ASSUMPTIONS IN REGRESSION
- Independence: The residuals are serially independent (no autocorrelation).
- The residuals are not correlated with any of the independent (predictor) variables.
- Linearity: The relationship between the dependent variable and each of the independent variables is linear.
- Mean of Residuals: The mean of the residuals is zero.
- Homogeneity of Variance: The variance of the residuals at all levels of the independent variables is constant.
- Errors in Variables: The independent (predictor) variables are measured without error.
- Model Specification: All relevant variables are included in the model. No irrelevant variables are included in the model.
- Normality: The residuals are normally distributed. This assumption is needed for valid tests of significance but not for estimation of the regression coefficients.
Definition: The Regression Line is the line that best fits the data, such that the overall distance from the line to the points (variable values) plotted on a graph is the smallest. In other words, a line used to minimize the squared deviations of predictions is called as the regression line.
There are as many numbers of regression lines as variables. Suppose we take two variables, say X and Y, then there will be two regression lines:
- Regression line of Y on X: This gives the most probable values of Y from the given values of X.
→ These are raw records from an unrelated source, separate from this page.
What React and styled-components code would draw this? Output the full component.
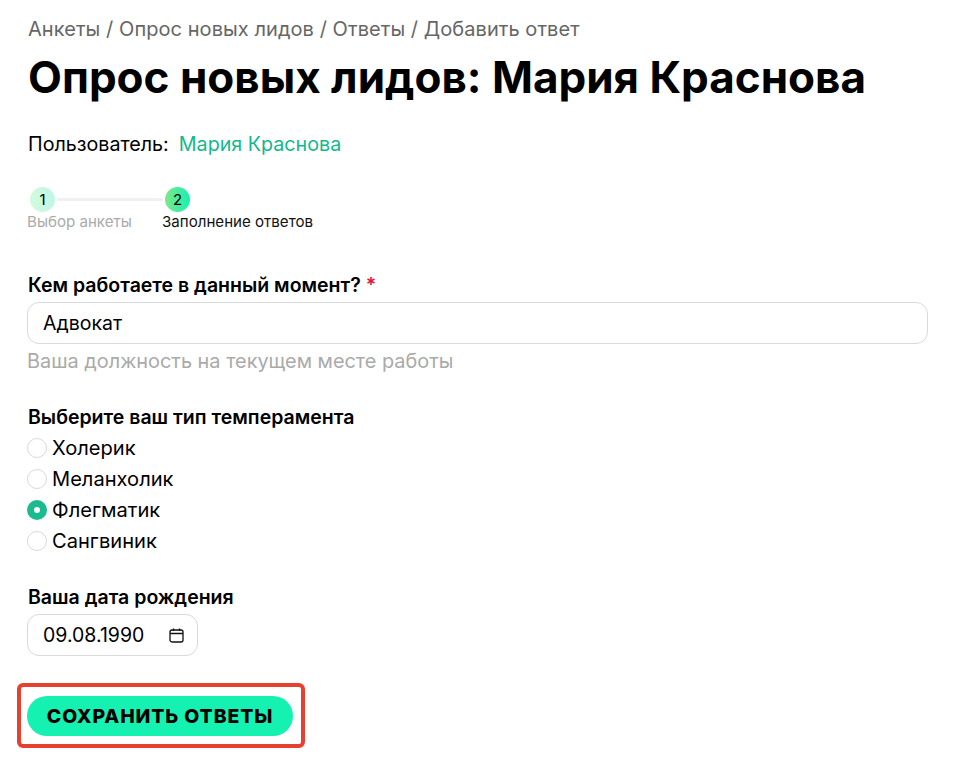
import React from 'react';
import styled, { createGlobalStyle } from 'styled-components';

const Global = createGlobalStyle`
  html, body { margin: 0; background: #fff; }
  body { font-family: "Inter", "Noto Sans", sans-serif; color: #000; }
`;
const Page = styled.div`
  width: 957px; height: 763px; box-sizing: border-box; padding: 16px 29px 0 27px; overflow: hidden;
`;
const Crumbs = styled.div`font-size: 20px; line-height: 26px; color: #666; padding-left: 1px; letter-spacing: .06px;`;
const Title = styled.h1`margin: 6px 0 0; padding-left: 1px; font-size: 44px; line-height: 58px; font-weight: 700; white-space: nowrap;`;
const UserRow = styled.div`margin-top: 26px; padding-left: 1px; display: flex; gap: 10px; font-size: 19.7px; line-height: 24px;`;
const UserLink = styled.span`color: #12b88e;`;
const Steps = styled.div`margin-top: 31px; width: 300px;`;
const Track = styled.div`display: flex; align-items: center; gap: 2px; padding-left: 3px;`;
const Line = styled.div`width: 106px; height: 3px; background: #f0f0f0;`;
const Dot = styled.div`
  width: 25px; height: 25px; border-radius: 50%; background: ${p => p.$bg};
  display: flex; align-items: center; justify-content: center; font-size: 15px;
`;
const StepLabels = styled.div`margin-top: 1px; display: flex;`;
const StepLabel = styled.div`
  width: ${p => p.$w}px; font-size: 15.1px; line-height: 18px; white-space: nowrap; color: ${p => p.$c};
`;
const Label = styled.div`font-size: 19.5px; line-height: 24px; font-weight: 600; padding-left: 1px;`;
const Req = styled.span`color: #e8123c;`;
const Field = styled.div`
  box-sizing: border-box; height: 42px; margin-top: 5px; border: 1px solid #d9d9d9; border-radius: 12px;
  padding: 0 12px 0 15px; display: flex; align-items: center; justify-content: space-between;
  font-size: 19.5px; width: ${p => p.$w};
`;
const Hint = styled.div`margin-top: 5px; font-size: 19.9px; line-height: 24px; color: #aaa;`;
const Section = styled.div`margin-top: ${p => p.$mt}px;`;
const Options = styled.div`margin-top: 3px; display: flex; flex-direction: column;`;
const Option = styled.div`height: 31px; display: flex; align-items: center; gap: 5px; font-size: 20.1px;`;
const Radio = styled.span`
  box-sizing: border-box; width: 20px; height: 20px; border-radius: 50%;
  border: ${p => p.$on ? '7px solid #1abc8f' : '1px solid #d9d9d9'}; background: #fff;
`;
const Highlight = styled.div`
  margin: 27px 0 0 -10px; width: 288px; height: 65px; box-sizing: border-box;
  border: 4px solid #e8402f; border-radius: 6px; display: flex; align-items: center; padding-left: 6px;
`;
const Button = styled.button`
  width: 266px; height: 40px; border: 0; border-radius: 20px; background: #14f1b1; color: #000; padding: 0;
  font: 800 19.4px "Inter", sans-serif; letter-spacing: .9px; white-space: nowrap;
`;
const Cal = () => (
  <svg width="17" height="17" viewBox="0 0 17 17" fill="none" stroke="#111" strokeWidth="1.3">
    <rect x="2" y="3" width="13" height="12" rx="2" /><path d="M2 6.5h13M5.5 1.5v2.5M11.5 1.5v2.5" />
  </svg>
);
export default function App() {
  return (
    <Page>
      <Global />
      <Crumbs>Анкеты / Опрос новых лидов / Ответы / Добавить ответ</Crumbs>
      <Title>Опрос новых лидов: Мария Краснова</Title>
      <UserRow><span>Пользователь:</span><UserLink>Мария Краснова</UserLink></UserRow>
      <Steps>
        <Track>
          <Dot $bg="linear-gradient(90deg,#d2fbdc,#bff6e8)">1</Dot>
          <Line />
          <Dot $bg="linear-gradient(90deg,#7fe88a,#14f1b1)">2</Dot>
        </Track>
        <StepLabels>
          <StepLabel $w={135} $c="#aaa">Выбор анкеты</StepLabel>
          <StepLabel $c="#111">Заполнение ответов</StepLabel>
        </StepLabels>
      </Steps>
      <Section $mt={42}>
        <Label>Кем работаете в данный момент? <Req>*</Req></Label>
        <Field>Адвокат</Field>
        <Hint>Ваша должность на текущем месте работы</Hint>
      </Section>
      <Section $mt={32}>
        <Label>Выберите ваш тип темперамента</Label>
        <Options>
          <Option><Radio />Холерик</Option>
          <Option><Radio />Меланхолик</Option>
          <Option><Radio $on />Флегматик</Option>
          <Option><Radio />Сангвиник</Option>
        </Options>
      </Section>
      <Section $mt={29}>
        <Label>Ваша дата рождения</Label>
        <Field $w="171px">09.08.1990<Cal /></Field>
      </Section>
      <Highlight><Button>СОХРАНИТЬ ОТВЕТЫ</Button></Highlight>
    </Page>
  );
}
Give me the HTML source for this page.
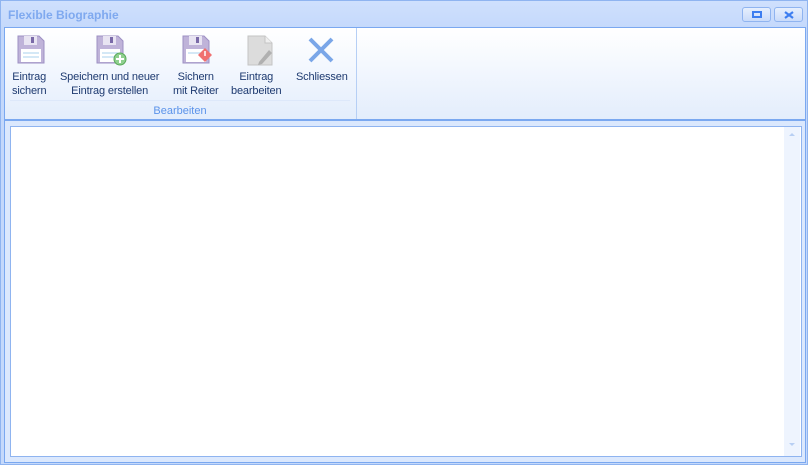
<!DOCTYPE html>
<html><head><style>
*{margin:0;padding:0;box-sizing:border-box}
body{width:808px;height:465px;overflow:hidden;background:#fff;font-family:"Liberation Sans",Tahoma,sans-serif;font-size:11px;position:relative}
.win{position:absolute;left:0;top:0;width:808px;height:465px;border:1px solid #8fb4f0;background:linear-gradient(#cfe0fd,#c3d8fb 30px,#c5d9fb);}
.title{position:absolute;left:7px;top:7px;font-weight:bold;font-size:12px;color:#7fa9ef}
.btn{position:absolute;top:6px;width:29px;height:15px;border:1px solid #8fb4f0;border-radius:3px;background:linear-gradient(#e6effd,#c9dbfa)}
.rib{position:absolute;left:3px;top:26px;width:802px;height:93px;border:1px solid #7aa8f0;background:linear-gradient(#fff,#f4f8fe 40%,#e3edfc)}
.sep{position:absolute;left:351px;top:0;width:1px;height:91px;background:#b6cff5}
.item{position:absolute;top:42px;text-align:center;color:#1e3a70;line-height:14px;white-space:nowrap;letter-spacing:-0.15px}
.grp{position:absolute;left:5px;top:72px;width:340px;border-top:1px solid #dde8fa;text-align:center;color:#5b93ea;padding-top:4px}
.panel{position:absolute;left:3px;top:119px;width:802px;height:343px;border:1px solid #7aa8f0;background:#dbe8fd}
.inner{position:absolute;left:5px;top:5px;width:792px;height:331px;border:1px solid #8fb4f0;background:#fff}
.sb{position:absolute;right:1px;top:0;width:16px;height:329px;background:#eef4fe}
svg{position:absolute}
</style></head><body>
<div class="win">
<div class="title">Flexible Biographie</div>
<div class="btn" style="left:741px"><div style="position:absolute;left:9px;top:3px;width:10px;height:7px;border:2px solid #3d7ef0"></div></div>
<div class="btn" style="left:773px"><svg width="29" height="15" style="left:0;top:0"><path d="M10 4 L18 10 M18 4 L10 10" stroke="#3d7ef0" stroke-width="2.2"/></svg></div>
<div class="rib">
<svg width="32" height="32" style="left:10px;top:6px"><path d="M3 2 H24 L29 7 V29 H3 Z" fill="#bfb3d9" stroke="#9d90c4"/><rect x="9" y="2" width="13" height="9" fill="#e8e4f2"/><rect x="16" y="3" width="3" height="6" fill="#7a6aa8"/><rect x="6" y="15" width="20" height="13" fill="#fff"/><path d="M8 19H24M8 23H24" stroke="#a8d0ee"/></svg>
<svg width="34" height="34" style="left:89px;top:6px"><path d="M3 2 H24 L29 7 V29 H3 Z" fill="#bfb3d9" stroke="#9d90c4"/><rect x="9" y="2" width="13" height="9" fill="#e8e4f2"/><rect x="16" y="3" width="3" height="6" fill="#7a6aa8"/><rect x="6" y="15" width="20" height="13" fill="#fff"/><path d="M8 19H24M8 23H24" stroke="#a8d0ee"/><circle cx="26" cy="25" r="6" fill="#8fd08f" stroke="#5aa85a"/><path d="M26 21V29M22 25H30" stroke="#fff" stroke-width="2"/></svg>
<svg width="34" height="34" style="left:175px;top:6px"><path d="M3 2 H24 L29 7 V29 H3 Z" fill="#bfb3d9" stroke="#9d90c4"/><rect x="9" y="2" width="13" height="9" fill="#e8e4f2"/><rect x="16" y="3" width="3" height="6" fill="#7a6aa8"/><rect x="6" y="15" width="20" height="13" fill="#fff"/><path d="M8 19H24" stroke="#a8d0ee"/><path d="M25 14 L32 21 L25 28 L18 21Z" fill="#f07070"/><path d="M25 17V22" stroke="#fff" stroke-width="1.5"/></svg>
<svg width="32" height="34" style="left:240px;top:6px"><path d="M3 2 H20 L27 9 V31 H3 Z" fill="#dcdcdc" stroke="#c4c4c4"/><path d="M20 2V9H27" fill="#efefef" stroke="#c4c4c4"/><path d="M14 28 L24 16 L27 19 L17 30 L13 31Z" fill="#b0b0b0"/></svg>
<svg width="30" height="30" style="left:302px;top:8px"><path d="M3 3 L25 25 M25 3 L3 25" stroke="#7aa6e8" stroke-width="4"/></svg>
<div class="item" style="left:7px">Eintrag<br>sichern</div>
<div class="item" style="left:55px">Speichern und neuer<br>Eintrag erstellen</div>
<div class="item" style="left:168px">Sichern<br>mit Reiter</div>
<div class="item" style="left:226px">Eintrag<br>bearbeiten</div>
<div class="item" style="left:291px;">Schliessen</div>
<div class="grp">Bearbeiten</div>
<div class="sep"></div>
</div>
<div class="panel"><div class="inner"><div class="sb">
<svg width="16" height="329" style="left:0;top:0"><path d="M5 9H11L8 6Z" fill="#b8cff3"/><path d="M5 316H11L8 319Z" fill="#b8cff3"/></svg>
</div></div></div>
</div>
</body></html>
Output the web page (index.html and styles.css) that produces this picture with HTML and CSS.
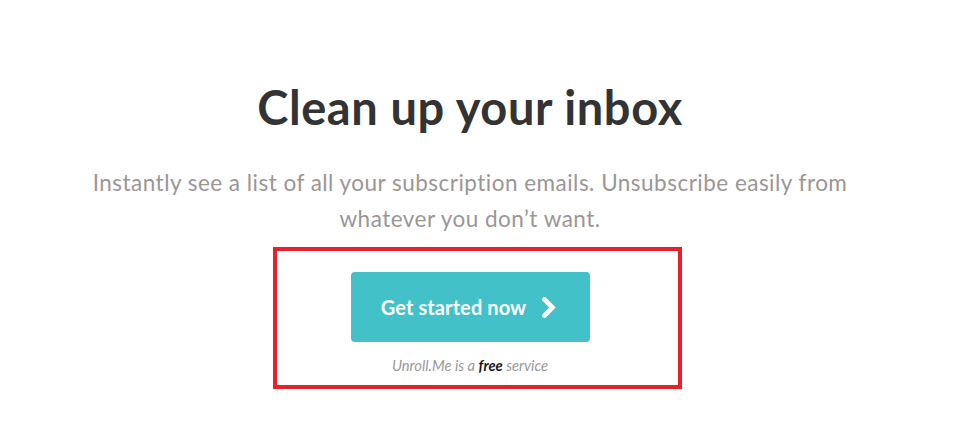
FILE: index.html
```html
<!DOCTYPE html>
<html>
<head>
<meta charset="utf-8">
<link rel="stylesheet" href="styles.css">
</head>
<body>
<main class="page">
  <h1 class="title">Clean up your inbox</h1>
  <p class="lead">Instantly see a list of all your subscription emails. Unsubscribe easily from<br>whatever you don’t want.</p>
  <div class="cta">
    <a class="btn" href="#">Get started now
      <svg class="chev" width="14" height="21" viewBox="0 0 14 21"><path d="M2.5 2.5 L10.5 10.5 L2.5 18.5" fill="none" stroke="#fff" stroke-width="4.6" stroke-linecap="square" stroke-linejoin="miter"/></svg>
    </a>
    <p class="note">Unroll.Me is a <b>free</b> service</p>
  </div>
</main>
<div class="highlight"></div>
</body>
</html>
```
FILE: styles.css
```css
html, body { margin: 0; padding: 0; background: #fff; }
body { font-family: Lato, "Open Sans", sans-serif; position: relative; height: 423px; overflow: hidden; }
.page { width: 940px; text-align: center; padding-top: 79px; }
.title { margin: 0; font-size: 47px; font-weight: 700; color: #333; line-height: 56px; letter-spacing: 0.6px; }
.lead { margin: 30px 0 0; font-size: 22.5px; line-height: 36px; color: #9a9696; letter-spacing: 0.48px; }
.cta { display: flex; flex-direction: column; align-items: center; margin-top: 35px; }
.btn { display: flex; align-items: center; justify-content: center; gap: 16px; width: 239px; height: 70px; padding-right: 3px; box-sizing: border-box; background: #43c1c8; border-radius: 4px; color: #fff; font-weight: 700; font-size: 20px; letter-spacing: 0.1px; text-decoration: none; }
.chev { display: block; margin-top: 1px; }
.note { margin: 14px 0 0; font-size: 14.7px; font-style: italic; color: #999; }
.note b { color: #1a1a1a; font-weight: 700; }
.highlight { position: absolute; left: 273px; top: 247px; width: 409px; height: 142px; box-sizing: border-box; border: 4.5px solid #e8202a; }
```
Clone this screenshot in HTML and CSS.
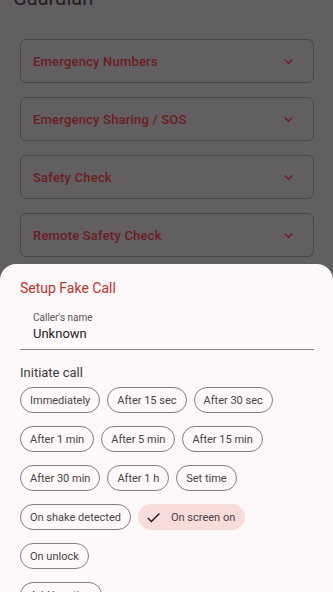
FILE: index.html
```html
<!DOCTYPE html>
<html>
<head>
<meta charset="utf-8">
<link rel="stylesheet" href="styles.css">
</head>
<body>
<div class="page">
  <div class="title">Guardian</div>
  <div class="cards">
    <div class="card"><span>Emergency Numbers</span><svg class="chev" viewBox="0 0 24 24"><path d="M7.4 8.6 12 13.2l4.6-4.6L18 10l-6 6-6-6z"/></svg></div>
    <div class="card"><span>Emergency Sharing / SOS</span><svg class="chev" viewBox="0 0 24 24"><path d="M7.4 8.6 12 13.2l4.6-4.6L18 10l-6 6-6-6z"/></svg></div>
    <div class="card"><span>Safety Check</span><svg class="chev" viewBox="0 0 24 24"><path d="M7.4 8.6 12 13.2l4.6-4.6L18 10l-6 6-6-6z"/></svg></div>
    <div class="card"><span>Remote Safety Check</span><svg class="chev" viewBox="0 0 24 24"><path d="M7.4 8.6 12 13.2l4.6-4.6L18 10l-6 6-6-6z"/></svg></div>
  </div>
</div>
<div class="sheet">
  <div class="sheet-title">Setup Fake Call</div>
  <div class="field">
    <div class="field-label">Caller's name</div>
    <div class="field-value">Unknown</div>
  </div>
  <div class="section">Initiate call</div>
  <div class="chips">
    <div class="chip-row">
      <span class="chip">Immediately</span>
      <span class="chip">After 15 sec</span>
      <span class="chip">After 30 sec</span>
    </div>
    <div class="chip-row">
      <span class="chip">After 1 min</span>
      <span class="chip">After 5 min</span>
      <span class="chip">After 15 min</span>
    </div>
    <div class="chip-row">
      <span class="chip">After 30 min</span>
      <span class="chip">After 1 h</span>
      <span class="chip">Set time</span>
    </div>
    <div class="chip-row">
      <span class="chip">On shake detected</span>
      <span class="chip selected"><svg class="check" viewBox="0 0 24 24"><path d="M9 16.2 4.8 12l-1.4 1.4L9 19 21 7l-1.4-1.4z"/></svg>On screen on</span>
    </div>
    <div class="chip-row">
      <span class="chip">On unlock</span>
    </div>
    <div class="chip-row">
      <span class="chip">Add location</span>
    </div>
  </div>
</div>
</body>
</html>
```
FILE: styles.css
```css
html, body {
  margin: 0;
  padding: 0;
}
body {
  width: 333px;
  height: 592px;
  overflow: hidden;
  background: #625f62;
  font-family: Roboto, "Noto Sans", sans-serif;
  position: relative;
}
.page {
  padding: 0 19px 0 20px;
}
.title {
  margin: -14px 0 0 -7px;
  font-size: 20px;
  line-height: 24px;
  color: #1a1718;
  opacity: 0.9;
}
.cards {
  display: flex;
  flex-direction: column;
  gap: 14px;
  margin-top: 29px;
}
.card {
  height: 42px;
  border: 1px solid #4a4649;
  border-radius: 6px;
  display: flex;
  align-items: center;
  justify-content: space-between;
  padding: 0 16px 0 12px;
  color: #6c1d20;
  font-size: 13px;
  font-weight: 500;
  letter-spacing: 0.2px;
}
.chev {
  width: 17px;
  height: 17px;
  fill: #6c1d20;
}
.sheet {
  position: absolute;
  left: 0;
  right: 0;
  top: 264px;
  bottom: 0;
  overflow: hidden;
  background: #fdf8f9;
  border-radius: 16px 16px 0 0;
  padding: 0 19px 0 20px;
}
.sheet-title {
  margin-top: 14px;
  font-size: 14px;
  line-height: 20px;
  color: #c8302c;
}
.field {
  margin-top: 13px;
  padding: 0 0 6px 13px;
  border-bottom: 1px solid #8a8486;
}
.field-label {
  font-size: 10px;
  line-height: 14px;
  color: #5b5557;
}
.field-value {
  margin-top: 0;
  font-size: 13px;
  line-height: 18px;
  color: #1e1b1c;
}
.section {
  margin-top: 14px;
  font-size: 13px;
  line-height: 18px;
  color: #3f3a3c;
}
.chips {
  display: flex;
  flex-direction: column;
  gap: 13px;
  margin-top: 5px;
}
.chip-row {
  display: flex;
  gap: 7px;
}
.chip {
  box-sizing: border-box;
  height: 26px;
  display: inline-flex;
  align-items: center;
  padding: 0 9px;
  border: 1px solid #8c7b7b;
  border-radius: 13px;
  font-size: 11px;
  color: #4a4244;
  white-space: nowrap;
}
.chip.selected {
  background: #f8dcd9;
  border-color: #f8dcd9;
  padding-left: 6px;
}
.check {
  width: 17px;
  height: 17px;
  fill: #1e1b1c;
  margin-right: 9px;
}
```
- Regression line of X on Y: This gives the most probable values of X from the given values of Y.
The algebraic expression of these regression lines is called as Regression Equations. There will be two regression equations for the two regression lines.
The correlation between the variables depend on the distance between these two regression lines, such as the nearer the regression lines to each other the higher is the degree of correlation, and the farther the regression lines to each other the lesser is the degree of correlation.
The correlation is said to be either perfect positive or perfect negative when the two regression lines coincide, i.e. only one line exists. In case, the variables are independent; then the correlation will be zero, and the lines of regression will be at right angles, i.e. parallel to the X axis and Y axis.
Note: The regression lines cut each other at the point of average of X and Y. This means, from the point where the lines intersect each other the perpendicular is drawn on the X axis we will get the mean value of X. Similarly, if the horizontal line is drawn on the Y axis we will get the mean value of Y.